Information supplied

-- Begin --

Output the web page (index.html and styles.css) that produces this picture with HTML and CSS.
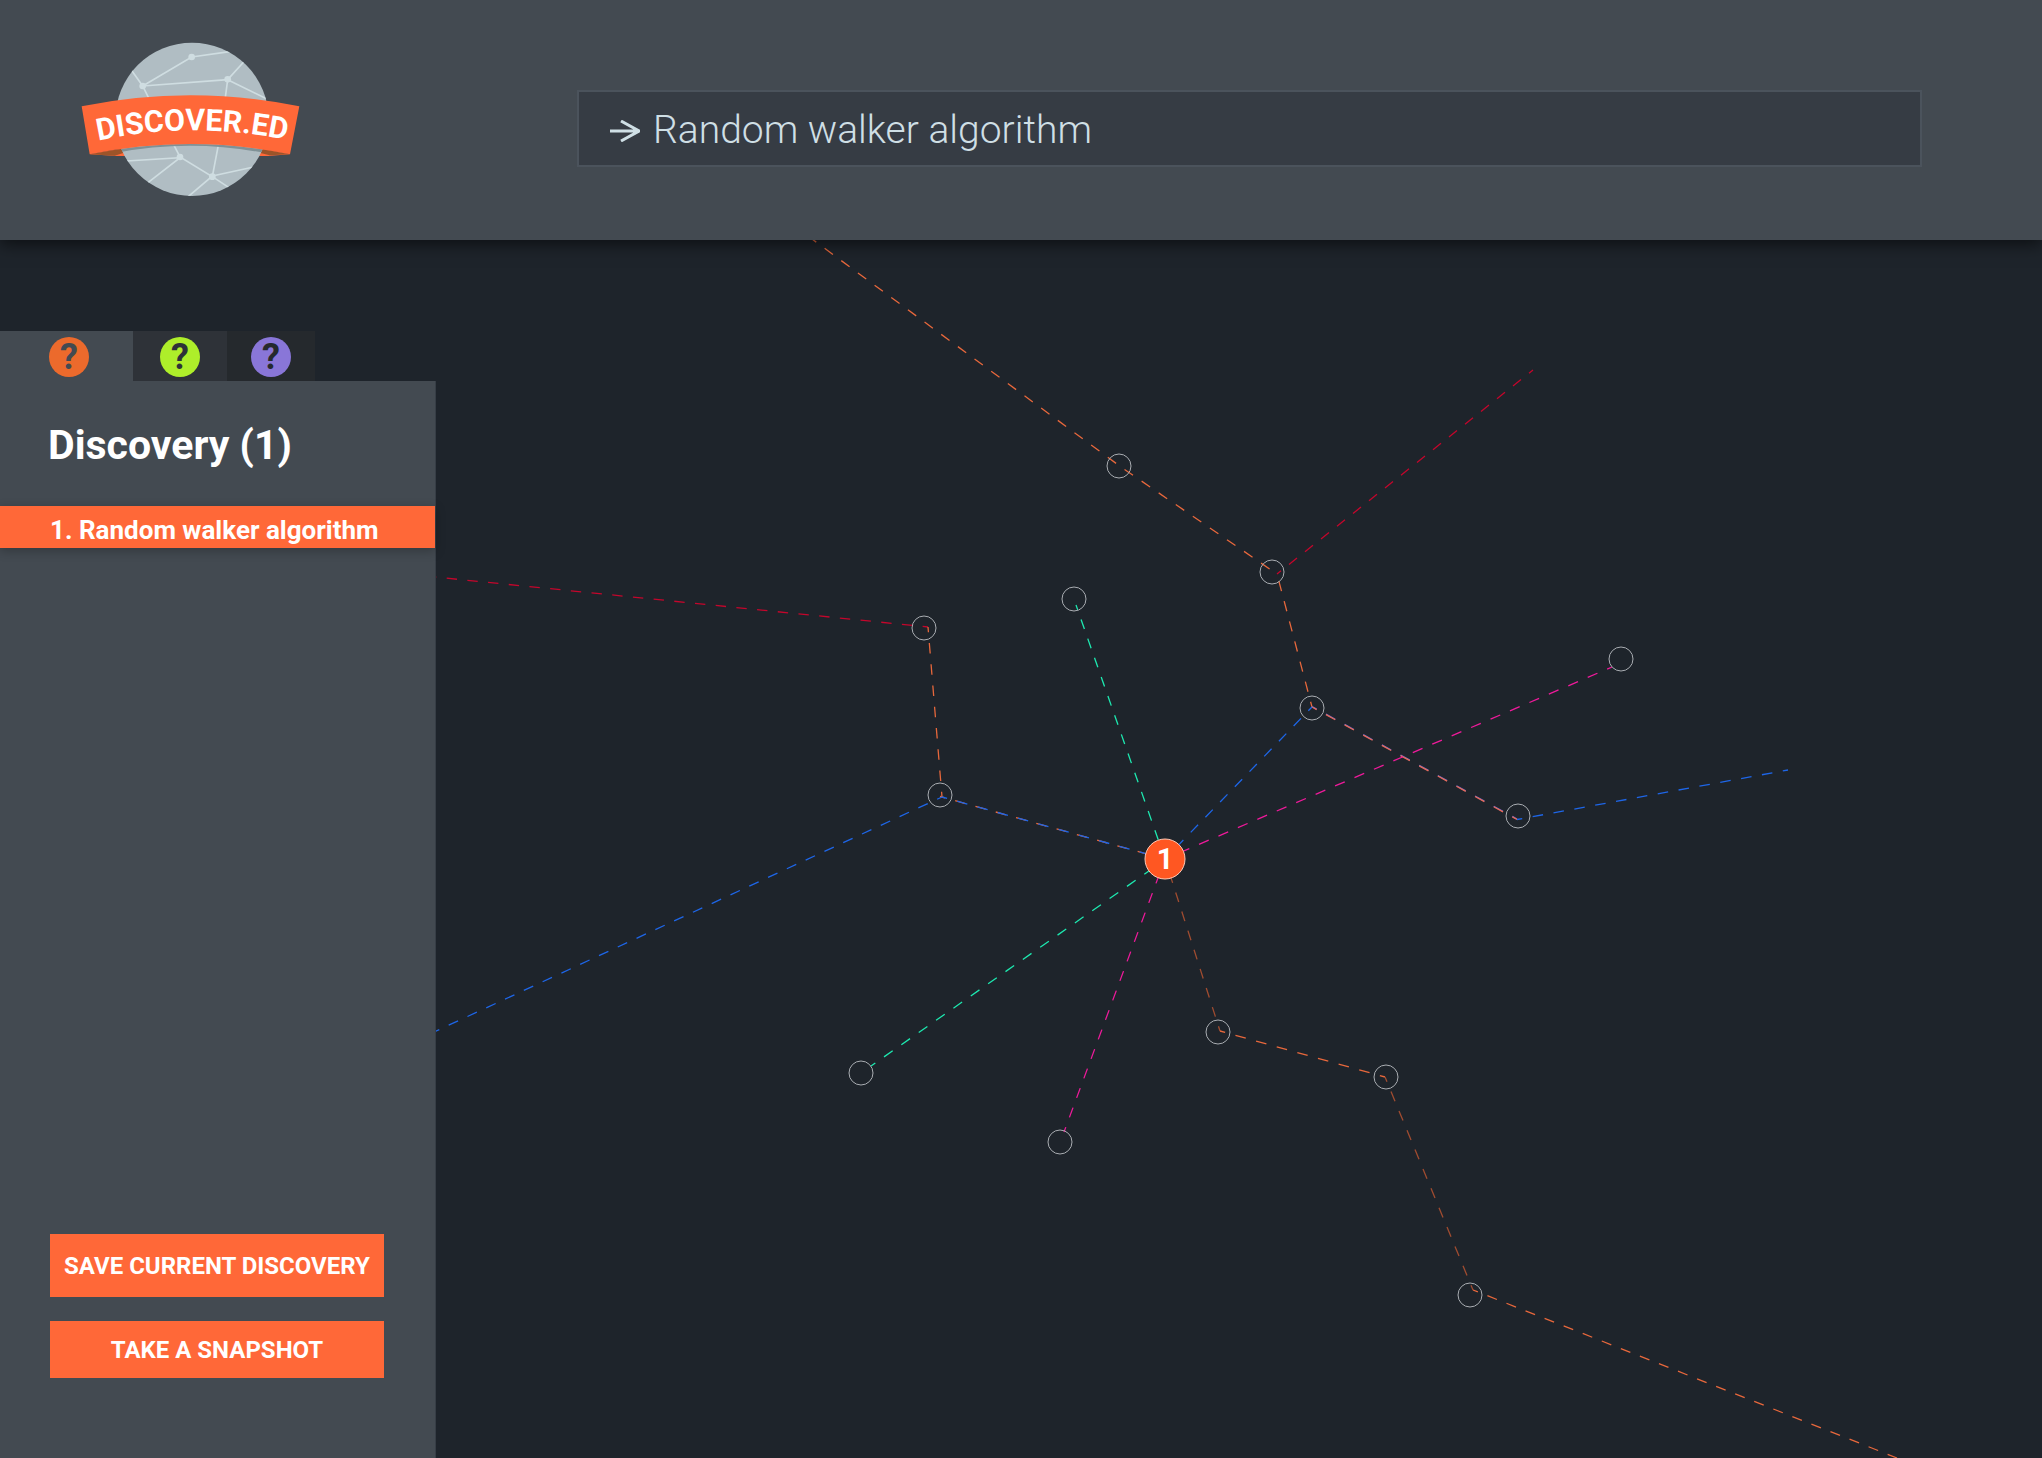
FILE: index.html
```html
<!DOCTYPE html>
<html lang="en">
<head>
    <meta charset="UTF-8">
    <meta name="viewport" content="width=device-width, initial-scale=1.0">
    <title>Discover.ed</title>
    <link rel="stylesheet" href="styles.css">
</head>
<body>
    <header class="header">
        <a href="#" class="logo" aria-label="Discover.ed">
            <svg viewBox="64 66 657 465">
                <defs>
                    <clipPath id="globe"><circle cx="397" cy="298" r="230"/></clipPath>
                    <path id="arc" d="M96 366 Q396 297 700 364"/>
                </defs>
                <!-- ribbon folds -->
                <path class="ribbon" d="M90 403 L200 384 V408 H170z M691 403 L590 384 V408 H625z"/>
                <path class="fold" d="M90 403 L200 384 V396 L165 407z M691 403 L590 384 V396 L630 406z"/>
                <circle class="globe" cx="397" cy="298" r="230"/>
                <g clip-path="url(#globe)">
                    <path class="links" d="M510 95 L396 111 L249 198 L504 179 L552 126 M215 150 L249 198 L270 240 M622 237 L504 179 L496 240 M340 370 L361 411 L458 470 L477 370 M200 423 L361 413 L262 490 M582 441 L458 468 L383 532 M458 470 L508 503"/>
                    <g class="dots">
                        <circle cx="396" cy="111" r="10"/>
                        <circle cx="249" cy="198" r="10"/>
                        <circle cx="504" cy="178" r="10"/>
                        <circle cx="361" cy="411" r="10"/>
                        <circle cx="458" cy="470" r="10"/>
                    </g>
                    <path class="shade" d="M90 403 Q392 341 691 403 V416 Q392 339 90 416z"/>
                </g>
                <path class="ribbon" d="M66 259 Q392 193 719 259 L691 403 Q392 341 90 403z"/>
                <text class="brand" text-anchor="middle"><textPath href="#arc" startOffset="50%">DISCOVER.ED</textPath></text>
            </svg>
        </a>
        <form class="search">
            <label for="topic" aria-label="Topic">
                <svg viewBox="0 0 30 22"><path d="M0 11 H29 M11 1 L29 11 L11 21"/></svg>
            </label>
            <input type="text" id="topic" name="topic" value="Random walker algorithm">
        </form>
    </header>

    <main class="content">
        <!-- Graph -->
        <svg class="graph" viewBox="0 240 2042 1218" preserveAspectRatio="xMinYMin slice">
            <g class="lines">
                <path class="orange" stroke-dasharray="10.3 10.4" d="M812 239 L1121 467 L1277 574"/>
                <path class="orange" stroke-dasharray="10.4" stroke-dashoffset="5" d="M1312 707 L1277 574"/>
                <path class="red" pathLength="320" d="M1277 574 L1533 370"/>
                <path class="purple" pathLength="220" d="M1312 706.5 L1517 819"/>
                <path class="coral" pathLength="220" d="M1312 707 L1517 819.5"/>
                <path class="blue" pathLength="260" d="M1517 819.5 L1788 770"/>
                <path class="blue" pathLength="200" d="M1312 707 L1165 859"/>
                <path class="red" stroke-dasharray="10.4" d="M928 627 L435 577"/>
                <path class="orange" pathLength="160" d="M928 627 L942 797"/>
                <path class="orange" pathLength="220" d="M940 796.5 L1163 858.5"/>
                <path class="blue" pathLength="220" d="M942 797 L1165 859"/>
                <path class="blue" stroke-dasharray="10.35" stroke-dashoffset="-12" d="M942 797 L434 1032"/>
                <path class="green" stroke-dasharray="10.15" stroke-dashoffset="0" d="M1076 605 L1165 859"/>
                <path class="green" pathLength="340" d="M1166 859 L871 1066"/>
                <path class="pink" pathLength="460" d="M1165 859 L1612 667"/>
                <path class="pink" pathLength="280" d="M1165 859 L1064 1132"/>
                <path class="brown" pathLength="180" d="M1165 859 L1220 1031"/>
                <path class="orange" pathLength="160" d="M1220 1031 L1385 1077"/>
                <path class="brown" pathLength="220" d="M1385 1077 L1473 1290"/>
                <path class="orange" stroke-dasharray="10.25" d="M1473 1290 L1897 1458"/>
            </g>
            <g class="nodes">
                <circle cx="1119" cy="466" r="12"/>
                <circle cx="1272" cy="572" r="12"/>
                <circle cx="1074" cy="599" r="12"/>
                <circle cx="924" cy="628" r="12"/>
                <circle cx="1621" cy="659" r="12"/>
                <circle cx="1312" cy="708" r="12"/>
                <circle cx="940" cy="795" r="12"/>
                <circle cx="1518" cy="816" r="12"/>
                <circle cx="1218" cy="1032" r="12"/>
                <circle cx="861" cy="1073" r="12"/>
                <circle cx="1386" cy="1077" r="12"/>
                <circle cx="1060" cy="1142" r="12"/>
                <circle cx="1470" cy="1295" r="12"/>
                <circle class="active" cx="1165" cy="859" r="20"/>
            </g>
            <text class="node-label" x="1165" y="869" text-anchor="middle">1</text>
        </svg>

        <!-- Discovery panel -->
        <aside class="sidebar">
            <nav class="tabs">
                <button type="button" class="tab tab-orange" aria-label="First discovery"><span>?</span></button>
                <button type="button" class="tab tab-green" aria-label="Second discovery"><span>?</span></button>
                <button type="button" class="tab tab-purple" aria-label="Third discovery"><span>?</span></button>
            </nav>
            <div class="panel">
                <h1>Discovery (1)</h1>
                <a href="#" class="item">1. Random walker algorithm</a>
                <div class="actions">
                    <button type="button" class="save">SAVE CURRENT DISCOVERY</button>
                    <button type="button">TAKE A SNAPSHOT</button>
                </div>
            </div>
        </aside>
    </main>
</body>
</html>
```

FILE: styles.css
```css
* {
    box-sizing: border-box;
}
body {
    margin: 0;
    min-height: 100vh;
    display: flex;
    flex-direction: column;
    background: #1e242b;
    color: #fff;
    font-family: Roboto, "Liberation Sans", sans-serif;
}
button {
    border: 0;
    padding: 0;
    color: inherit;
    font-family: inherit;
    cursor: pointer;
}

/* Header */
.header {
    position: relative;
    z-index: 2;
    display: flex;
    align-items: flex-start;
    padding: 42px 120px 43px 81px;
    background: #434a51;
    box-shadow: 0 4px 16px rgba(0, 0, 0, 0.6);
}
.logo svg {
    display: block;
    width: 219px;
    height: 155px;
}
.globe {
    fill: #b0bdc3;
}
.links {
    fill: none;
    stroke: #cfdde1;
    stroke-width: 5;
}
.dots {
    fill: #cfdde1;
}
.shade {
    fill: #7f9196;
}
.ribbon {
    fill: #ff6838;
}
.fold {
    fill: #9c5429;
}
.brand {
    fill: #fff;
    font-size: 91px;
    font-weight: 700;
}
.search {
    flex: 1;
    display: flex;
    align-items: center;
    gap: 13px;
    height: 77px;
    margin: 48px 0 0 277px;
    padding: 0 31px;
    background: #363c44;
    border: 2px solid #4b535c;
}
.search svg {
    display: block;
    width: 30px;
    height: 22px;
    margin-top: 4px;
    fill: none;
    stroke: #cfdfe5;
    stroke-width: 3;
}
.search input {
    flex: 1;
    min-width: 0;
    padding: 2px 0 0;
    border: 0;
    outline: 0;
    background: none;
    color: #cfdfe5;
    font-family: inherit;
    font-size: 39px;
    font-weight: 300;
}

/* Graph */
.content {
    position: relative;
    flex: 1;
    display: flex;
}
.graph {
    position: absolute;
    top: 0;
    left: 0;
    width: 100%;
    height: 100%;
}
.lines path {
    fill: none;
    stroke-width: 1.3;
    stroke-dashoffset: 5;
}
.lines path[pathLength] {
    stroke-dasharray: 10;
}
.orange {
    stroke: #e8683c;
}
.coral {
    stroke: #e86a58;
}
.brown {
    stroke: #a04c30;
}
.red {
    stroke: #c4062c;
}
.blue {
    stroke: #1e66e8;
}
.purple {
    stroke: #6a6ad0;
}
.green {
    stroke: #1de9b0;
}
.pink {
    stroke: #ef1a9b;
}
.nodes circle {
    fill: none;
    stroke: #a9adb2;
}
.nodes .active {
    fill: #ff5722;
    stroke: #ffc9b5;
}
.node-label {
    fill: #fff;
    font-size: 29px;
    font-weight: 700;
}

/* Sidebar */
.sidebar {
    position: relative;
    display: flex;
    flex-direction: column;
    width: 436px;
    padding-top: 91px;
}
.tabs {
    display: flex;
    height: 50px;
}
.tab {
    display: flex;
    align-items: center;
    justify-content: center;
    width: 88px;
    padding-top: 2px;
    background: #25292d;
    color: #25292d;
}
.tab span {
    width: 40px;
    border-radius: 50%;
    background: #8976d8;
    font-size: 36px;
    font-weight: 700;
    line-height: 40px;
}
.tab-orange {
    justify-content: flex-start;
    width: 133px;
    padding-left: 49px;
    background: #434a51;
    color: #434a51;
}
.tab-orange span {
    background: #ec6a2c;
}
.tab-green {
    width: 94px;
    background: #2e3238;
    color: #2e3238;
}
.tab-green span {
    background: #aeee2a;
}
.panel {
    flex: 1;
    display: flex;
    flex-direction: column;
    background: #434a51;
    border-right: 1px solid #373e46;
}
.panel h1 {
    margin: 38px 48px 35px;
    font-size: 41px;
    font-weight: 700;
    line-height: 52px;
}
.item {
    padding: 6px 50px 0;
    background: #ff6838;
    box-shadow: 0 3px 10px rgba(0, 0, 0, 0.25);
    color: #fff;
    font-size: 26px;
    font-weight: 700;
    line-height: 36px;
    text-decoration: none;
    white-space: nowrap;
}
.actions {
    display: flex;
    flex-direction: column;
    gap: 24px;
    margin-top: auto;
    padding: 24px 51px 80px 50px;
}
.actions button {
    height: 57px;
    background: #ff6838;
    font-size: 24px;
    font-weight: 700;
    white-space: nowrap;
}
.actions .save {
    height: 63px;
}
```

-- End --

Tally the lines of the material above that contain the word "index" and report the total alone.

3